A decade ago, smartphones didn’t exist. Three decades earlier, no one even owned a computer. Think about that—the first personal computers arrived about 40 years ago!
Today our lives are dominated by technology, in our homes, at school, work, leisure time, our health and how we communicate – the impact of technology has changed every area of modern life and is an endless list.If it feels like technology is progressing faster than ever. You would be right if you feel that way yes, it absolutely is!
In 2005 the classic book “The Singularity Is Near” was written by Ray Kurzweil – He explains,
“Since the publication, we’ve witnessed a whirlwind of breakthroughs: like medical regeneration of the human body, autonomous robotics, computing power, renewable energy. Advanced sensor arrays and internet meshes are uniting all people and things within the interconnected environments we live in, and with each other. Today’s massively scaled knowledge, unique innovation and shared human experience are taking us to the future”.
Regardless of whether you share the views of this visionary that at some point machines intelligence and humans would merge – we would probably all agree that life is on speed dial!
In the area of protecting underground assets and planning for the future, technology has played a big role in the advancement and planning.
In the last few years, there has been a growing recognition of the benefits of accurately geolocating underground infrastructure and the business opportunities this creates. The business benefits of accurate geolocation of underground infrastructure have been documented by a number of ROI studies.
When it comes to protecting our underground assets that pretty much drive our modern lives, there have been great advances meaning potholing and environmental damage is almost a thing of the past.
If you are involved in the design or building process you understand the importance of this advance.
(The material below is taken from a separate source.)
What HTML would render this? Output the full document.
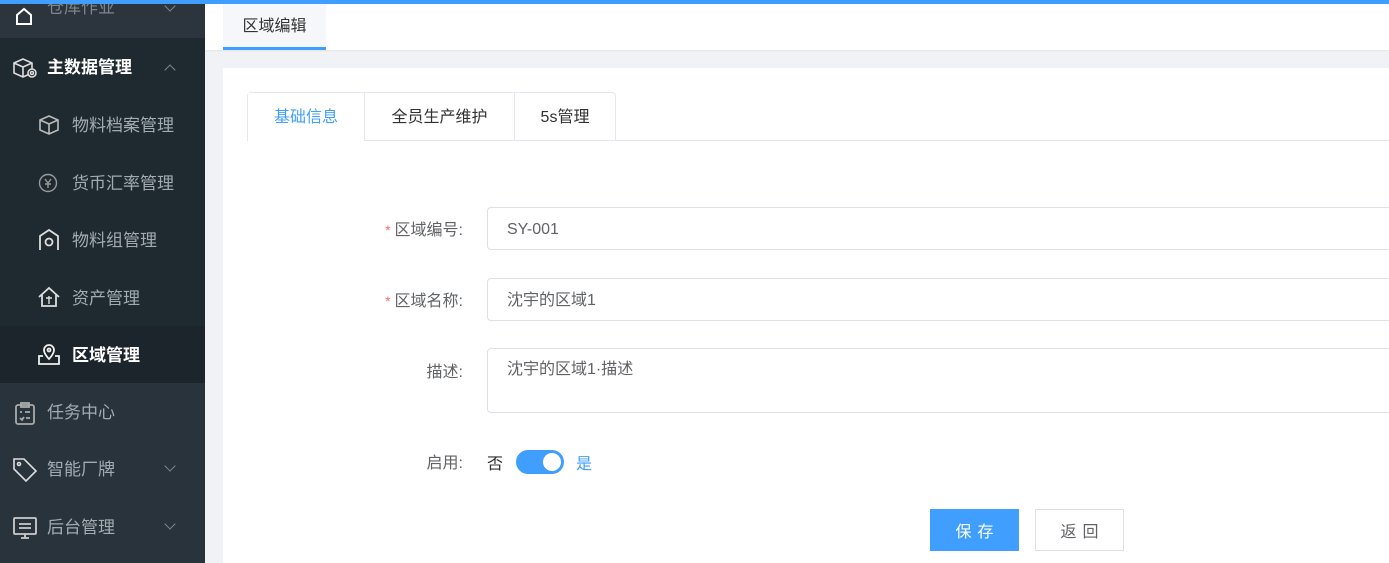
<!DOCTYPE html>
<html><head><meta charset="utf-8"><style>
*{margin:0;padding:0;box-sizing:border-box}
body{width:1389px;height:563px;overflow:hidden;position:relative;background:#f0f2f5;font-family:"Liberation Sans","Noto Sans CJK SC",sans-serif}
.topbar{position:absolute;left:0;top:0;width:1389px;height:4px;background:#409eff;z-index:5}
.side{position:absolute;left:0;top:0;width:205px;height:563px;background:#29333b}
.it{position:absolute;left:0;width:205px;height:58px;display:flex;align-items:center;font-size:17px;color:#a3abb1}
.it svg{position:absolute}
.it span{position:absolute;margin-top:-3px}
.chev{position:absolute;left:166px;width:8px;height:8px;border-right:1.5px solid #7d868c;border-bottom:1.5px solid #7d868c}
.hdr{position:absolute;left:205px;top:4px;width:1184px;height:46px;background:#fff;box-shadow:0 1px 2px rgba(0,0,0,.06)}
.ptab{position:absolute;left:18px;top:0;width:103px;height:46px;background:#f5f7fa;border-bottom:3px solid #409eff;font-size:16px;color:#333;text-align:center;line-height:46px}
.card{position:absolute;left:223px;top:68px;width:1166px;height:495px;background:#fff}
.tabs{position:absolute;left:24px;top:24px;height:49px;border:1px solid #e4e7ed;border-bottom:none;border-radius:4px 4px 0 0;display:flex}
.tabs div{height:48px;line-height:50px;font-size:16px;color:#303133;text-align:center;border-left:1px solid #e4e7ed}
.tline{position:absolute;left:140px;top:72px;width:1100px;height:1px;background:#e4e7ed}
.lbl{position:absolute;width:240px;text-align:right;font-size:16px;color:#606266}
.lbl i{font-style:normal;color:#f56c6c;font-size:14px;margin-right:4px}
.inp{position:absolute;left:264px;width:920px;border:1px solid #dcdfe6;border-radius:4px;font-size:16px;color:#606266;padding-left:19px}
.btn{position:absolute;top:441px;width:89px;height:42px;font-size:16px;text-align:center;line-height:46px;letter-spacing:6px;padding-left:6px}
</style></head><body>
<div class="topbar"></div>
<div class="side">
 <div class="it" style="top:-20px;height:58px;background:#2c353d"><svg style="left:14px;top:26px" width="20" height="20" viewBox="0 0 20 20" fill="none" stroke="#fff" stroke-width="2"><path d="M3 18V9l7-6 7 6v9z"/></svg><span style="left:47px;top:16px;color:#7d868c">仓库作业</span><div class="chev" style="top:22px;transform:rotate(45deg)"></div></div>
 <div class="it" style="top:38px;background:#1f2a30;color:#fff"><svg style="left:12px;top:19px" width="26" height="22" viewBox="0 0 26 22" fill="none" stroke="#ddd" stroke-width="1.6"><path d="M2 6l9-4 9 4v10l-9 4-9-4z M2 6l9 4 9-4 M11 10v10"/><circle cx="20" cy="16" r="4" fill="#1f2a30"/><circle cx="20" cy="16" r="1.5"/></svg><span style="left:47px;font-weight:bold;color:#fff">主数据管理</span><div class="chev" style="top:28px;transform:rotate(-135deg)"></div></div>
 <div class="it" style="top:96px;background:#1f2a30"><svg style="left:38px;top:18px" width="24" height="22" viewBox="0 0 24 22" fill="none" stroke="#bbb" stroke-width="1.6"><path d="M2 6l9-4 9 4v10l-9 4-9-4z M2 6l9 4 9-4 M11 10v10"/></svg><span style="left:72px">物料档案管理</span></div>
 <div class="it" style="top:154px;background:#1f2a30"><svg style="left:38px;top:19px" width="20" height="20" viewBox="0 0 20 20" fill="none" stroke="#999" stroke-width="1.4"><circle cx="10" cy="10" r="8.5"/><path d="M7 6l3 4 3-4M10 10v5M7 11h6"/></svg><span style="left:72px">货币汇率管理</span></div>
 <div class="it" style="top:211px;background:#1f2a30"><svg style="left:38px;top:17px" width="22" height="24" viewBox="0 0 22 24" fill="none" stroke="#ddd" stroke-width="1.8"><path d="M2 22V8l9-6 9 6v14"/><circle cx="11" cy="14" r="3.5"/></svg><span style="left:72px">物料组管理</span></div>
 <div class="it" style="top:269px;background:#1f2a30"><svg style="left:37px;top:17px" width="24" height="22" viewBox="0 0 24 22" fill="none" stroke="#ddd" stroke-width="1.8"><path d="M2 11l10-9 10 9M5 9v11h14V9"/><path d="M9 12h6M12 10v8" stroke-width="1.4"/></svg><span style="left:72px">资产管理</span></div>
 <div class="it" style="top:326px;height:57px;background:#1c252b;color:#fff"><svg style="left:37px;top:16px" width="24" height="24" viewBox="0 0 24 24" fill="none" stroke="#eee" stroke-width="1.8"><path d="M12 17s-5-5-5-9a5 5 0 0110 0c0 4-5 9-5 9z"/><circle cx="12" cy="8" r="1.5"/><path d="M6 14H2v8h20v-8h-4"/></svg><span style="left:72px;font-weight:bold">区域管理</span></div>
 <div class="it" style="top:383px"><svg style="left:14px;top:19px" width="22" height="24" viewBox="0 0 22 24" fill="none" stroke="#aaa" stroke-width="1.8"><rect x="2" y="3" width="18" height="19" rx="2"/><rect x="7" y="1" width="8" height="4"/><path d="M6 10h2M11 10h5M6 16l2 2 2-3M12 16h4"/></svg><span style="left:47px">任务中心</span></div>
 <div class="it" style="top:440px"><svg style="left:12px;top:17px" width="26" height="26" viewBox="0 0 26 26" fill="none" stroke="#ddd" stroke-width="1.6"><path d="M2 2h10l12 12-10 10L2 12z"/><circle cx="7" cy="7" r="1.5"/></svg><span style="left:47px">智能厂牌</span><div class="chev" style="top:22px;transform:rotate(45deg)"></div></div>
 <div class="it" style="top:498px"><svg style="left:12px;top:18px" width="26" height="24" viewBox="0 0 26 24" fill="none" stroke="#ccc" stroke-width="1.8"><rect x="2" y="2" width="22" height="16" rx="1"/><path d="M7 8h12M7 12h12M9 22h8M13 18v4"/></svg><span style="left:47px">后台管理</span><div class="chev" style="top:22px;transform:rotate(45deg)"></div></div>
</div>
<div class="hdr"><div class="ptab">区域编辑</div></div>
<div class="card">
 <div class="tline"></div>
 <div class="tabs">
  <div style="width:116px;border-left:none;color:#409eff;background:#fff;height:49px">基础信息</div>
  <div style="width:150px">全员生产维护</div>
  <div style="width:101px">5s管理</div>
 </div>
 <div class="lbl" style="top:148px"><i>*</i>区域编号:</div>
 <div class="inp" style="top:139px;height:43px;line-height:43px">SY-001</div>
 <div class="lbl" style="top:219px"><i>*</i>区域名称:</div>
 <div class="inp" style="top:210px;height:43px;line-height:43px">沈宇的区域1</div>
 <div class="lbl" style="top:290px">描述:</div>
 <div class="inp" style="top:280px;height:65px;line-height:42px">沈宇的区域1·描述</div>
 <div class="lbl" style="top:381px">启用:</div>
 <div style="position:absolute;left:264px;top:382px;font-size:16px;color:#303133">否</div>
 <div style="position:absolute;left:293px;top:382px;width:48px;height:24px;border-radius:12px;background:#409eff"><div style="position:absolute;right:3px;top:3px;width:18px;height:18px;border-radius:50%;background:#fff"></div></div>
 <div style="position:absolute;left:353px;top:382px;font-size:16px;color:#409eff">是</div>
 <div class="btn" style="left:707px;background:#409eff;color:#fff;border:1px solid #409eff">保存</div>
 <div class="btn" style="left:812px;background:#fff;color:#606266;border:1px solid #dcdfe6">返回</div>
</div>
</body></html>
Everyone follows the regulations but technology and regulation has definitely decreased the risk and “dig and see” approach.
The protection of our underground assets is everyone’s responsibility and technology plays a big role in that protection by being able to accurately detect and map those assets.
Not even the baby boomers have escaped the modern world, that have had no choice but embrace the internet for banking, health, research, shopping and the myriad of other things we can now do online.
There is no escape from the acceleration and it provides us with a modern quality of life.